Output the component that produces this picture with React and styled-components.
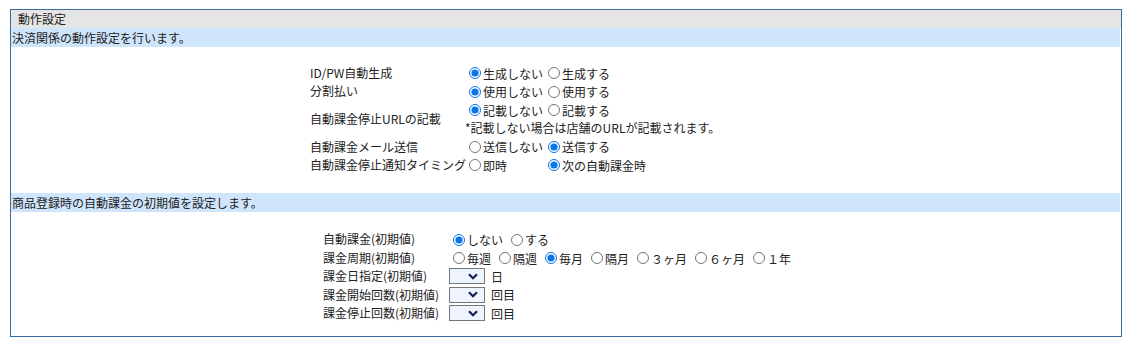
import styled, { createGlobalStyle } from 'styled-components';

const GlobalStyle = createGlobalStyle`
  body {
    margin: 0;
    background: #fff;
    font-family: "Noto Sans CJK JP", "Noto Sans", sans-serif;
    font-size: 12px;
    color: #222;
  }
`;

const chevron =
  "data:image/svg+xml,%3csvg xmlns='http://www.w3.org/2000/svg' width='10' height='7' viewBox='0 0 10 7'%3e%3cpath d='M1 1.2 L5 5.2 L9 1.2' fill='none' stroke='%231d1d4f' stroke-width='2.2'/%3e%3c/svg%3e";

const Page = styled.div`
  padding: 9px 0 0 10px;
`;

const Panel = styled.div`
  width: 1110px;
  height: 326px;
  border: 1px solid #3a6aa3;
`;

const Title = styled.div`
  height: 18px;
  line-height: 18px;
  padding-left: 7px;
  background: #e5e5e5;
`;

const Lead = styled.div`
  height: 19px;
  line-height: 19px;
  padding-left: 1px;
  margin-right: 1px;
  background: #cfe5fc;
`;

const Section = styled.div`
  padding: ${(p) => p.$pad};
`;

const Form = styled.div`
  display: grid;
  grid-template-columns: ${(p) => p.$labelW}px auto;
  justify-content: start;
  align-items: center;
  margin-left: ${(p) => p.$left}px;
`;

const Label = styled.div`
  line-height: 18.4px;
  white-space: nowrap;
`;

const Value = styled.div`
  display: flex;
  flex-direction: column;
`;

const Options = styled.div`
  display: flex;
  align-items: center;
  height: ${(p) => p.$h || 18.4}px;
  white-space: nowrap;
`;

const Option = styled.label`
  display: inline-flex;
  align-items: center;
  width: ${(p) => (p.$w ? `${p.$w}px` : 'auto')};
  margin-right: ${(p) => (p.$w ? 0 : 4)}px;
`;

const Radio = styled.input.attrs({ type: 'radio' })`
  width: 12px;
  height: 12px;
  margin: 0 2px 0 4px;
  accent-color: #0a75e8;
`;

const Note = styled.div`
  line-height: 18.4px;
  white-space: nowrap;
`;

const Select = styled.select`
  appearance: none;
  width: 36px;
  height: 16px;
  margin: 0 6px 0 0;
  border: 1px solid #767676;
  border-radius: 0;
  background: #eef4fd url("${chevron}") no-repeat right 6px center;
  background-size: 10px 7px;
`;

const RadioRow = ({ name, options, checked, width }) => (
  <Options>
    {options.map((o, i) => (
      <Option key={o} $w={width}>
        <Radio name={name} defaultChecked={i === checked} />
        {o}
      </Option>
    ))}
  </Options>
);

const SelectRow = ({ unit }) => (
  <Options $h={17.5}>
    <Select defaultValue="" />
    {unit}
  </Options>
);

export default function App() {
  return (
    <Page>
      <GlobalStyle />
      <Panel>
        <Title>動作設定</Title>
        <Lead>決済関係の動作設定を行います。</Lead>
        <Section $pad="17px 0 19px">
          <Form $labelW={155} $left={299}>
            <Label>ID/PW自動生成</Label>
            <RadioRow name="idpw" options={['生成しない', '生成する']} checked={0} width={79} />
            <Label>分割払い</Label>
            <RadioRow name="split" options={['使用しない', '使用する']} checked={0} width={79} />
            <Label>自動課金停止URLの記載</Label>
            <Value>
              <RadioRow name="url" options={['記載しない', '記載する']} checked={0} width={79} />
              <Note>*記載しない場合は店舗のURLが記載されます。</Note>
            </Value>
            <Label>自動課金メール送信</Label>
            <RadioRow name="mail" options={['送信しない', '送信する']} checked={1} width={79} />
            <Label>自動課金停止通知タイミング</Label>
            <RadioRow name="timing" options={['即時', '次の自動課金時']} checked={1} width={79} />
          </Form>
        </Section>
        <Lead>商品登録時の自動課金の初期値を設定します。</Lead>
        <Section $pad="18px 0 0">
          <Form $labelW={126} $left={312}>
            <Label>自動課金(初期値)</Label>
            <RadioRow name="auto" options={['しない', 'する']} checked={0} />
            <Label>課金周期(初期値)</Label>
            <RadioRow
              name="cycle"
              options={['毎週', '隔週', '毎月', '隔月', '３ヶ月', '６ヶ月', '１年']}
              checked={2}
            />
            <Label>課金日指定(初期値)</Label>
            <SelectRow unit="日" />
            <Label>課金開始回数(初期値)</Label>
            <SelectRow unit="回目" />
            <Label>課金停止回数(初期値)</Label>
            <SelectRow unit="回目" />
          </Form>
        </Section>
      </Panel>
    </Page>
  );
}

⁂

Aim of the exercise => Drop the images and repeat the data exactly.

Written answer =>
Output the component that produces this picture with React and styled-components.
import styled, { createGlobalStyle } from 'styled-components';

const GlobalStyle = createGlobalStyle`
  body {
    margin: 0;
    background: #fff;
    font-family: "Noto Sans CJK JP", "Noto Sans", sans-serif;
    font-size: 12px;
    color: #222;
  }
`;

const chevron =
  "data:image/svg+xml,%3csvg xmlns='http://www.w3.org/2000/svg' width='10' height='7' viewBox='0 0 10 7'%3e%3cpath d='M1 1.2 L5 5.2 L9 1.2' fill='none' stroke='%231d1d4f' stroke-width='2.2'/%3e%3c/svg%3e";

const Page = styled.div`
  padding: 9px 0 0 10px;
`;

const Panel = styled.div`
  width: 1110px;
  height: 326px;
  border: 1px solid #3a6aa3;
`;

const Title = styled.div`
  height: 18px;
  line-height: 18px;
  padding-left: 7px;
  background: #e5e5e5;
`;

const Lead = styled.div`
  height: 19px;
  line-height: 19px;
  padding-left: 1px;
  margin-right: 1px;
  background: #cfe5fc;
`;

const Section = styled.div`
  padding: ${(p) => p.$pad};
`;

const Form = styled.div`
  display: grid;
  grid-template-columns: ${(p) => p.$labelW}px auto;
  justify-content: start;
  align-items: center;
  margin-left: ${(p) => p.$left}px;
`;

const Label = styled.div`
  line-height: 18.4px;
  white-space: nowrap;
`;

const Value = styled.div`
  display: flex;
  flex-direction: column;
`;

const Options = styled.div`
  display: flex;
  align-items: center;
  height: ${(p) => p.$h || 18.4}px;
  white-space: nowrap;
`;

const Option = styled.label`
  display: inline-flex;
  align-items: center;
  width: ${(p) => (p.$w ? `${p.$w}px` : 'auto')};
  margin-right: ${(p) => (p.$w ? 0 : 4)}px;
`;

const Radio = styled.input.attrs({ type: 'radio' })`
  width: 12px;
  height: 12px;
  margin: 0 2px 0 4px;
  accent-color: #0a75e8;
`;

const Note = styled.div`
  line-height: 18.4px;
  white-space: nowrap;
`;

const Select = styled.select`
  appearance: none;
  width: 36px;
  height: 16px;
  margin: 0 6px 0 0;
  border: 1px solid #767676;
  border-radius: 0;
  background: #eef4fd url("${chevron}") no-repeat right 6px center;
  background-size: 10px 7px;
`;

const RadioRow = ({ name, options, checked, width }) => (
  <Options>
    {options.map((o, i) => (
      <Option key={o} $w={width}>
        <Radio name={name} defaultChecked={i === checked} />
        {o}
      </Option>
    ))}
  </Options>
);

const SelectRow = ({ unit }) => (
  <Options $h={17.5}>
    <Select defaultValue="" />
    {unit}
  </Options>
);

export default function App() {
  return (
    <Page>
      <GlobalStyle />
      <Panel>
        <Title>動作設定</Title>
        <Lead>決済関係の動作設定を行います。</Lead>
        <Section $pad="17px 0 19px">
          <Form $labelW={155} $left={299}>
            <Label>ID/PW自動生成</Label>
            <RadioRow name="idpw" options={['生成しない', '生成する']} checked={0} width={79} />
            <Label>分割払い</Label>
            <RadioRow name="split" options={['使用しない', '使用する']} checked={0} width={79} />
            <Label>自動課金停止URLの記載</Label>
            <Value>
              <RadioRow name="url" options={['記載しない', '記載する']} checked={0} width={79} />
              <Note>*記載しない場合は店舗のURLが記載されます。</Note>
            </Value>
            <Label>自動課金メール送信</Label>
            <RadioRow name="mail" options={['送信しない', '送信する']} checked={1} width={79} />
            <Label>自動課金停止通知タイミング</Label>
            <RadioRow name="timing" options={['即時', '次の自動課金時']} checked={1} width={79} />
          </Form>
        </Section>
        <Lead>商品登録時の自動課金の初期値を設定します。</Lead>
        <Section $pad="18px 0 0">
          <Form $labelW={126} $left={312}>
            <Label>自動課金(初期値)</Label>
            <RadioRow name="auto" options={['しない', 'する']} checked={0} />
            <Label>課金周期(初期値)</Label>
            <RadioRow
              name="cycle"
              options={['毎週', '隔週', '毎月', '隔月', '３ヶ月', '６ヶ月', '１年']}
              checked={2}
            />
            <Label>課金日指定(初期値)</Label>
            <SelectRow unit="日" />
            <Label>課金開始回数(初期値)</Label>
            <SelectRow unit="回目" />
            <Label>課金停止回数(初期値)</Label>
            <SelectRow unit="回目" />
          </Form>
        </Section>
      </Panel>
    </Page>
  );
}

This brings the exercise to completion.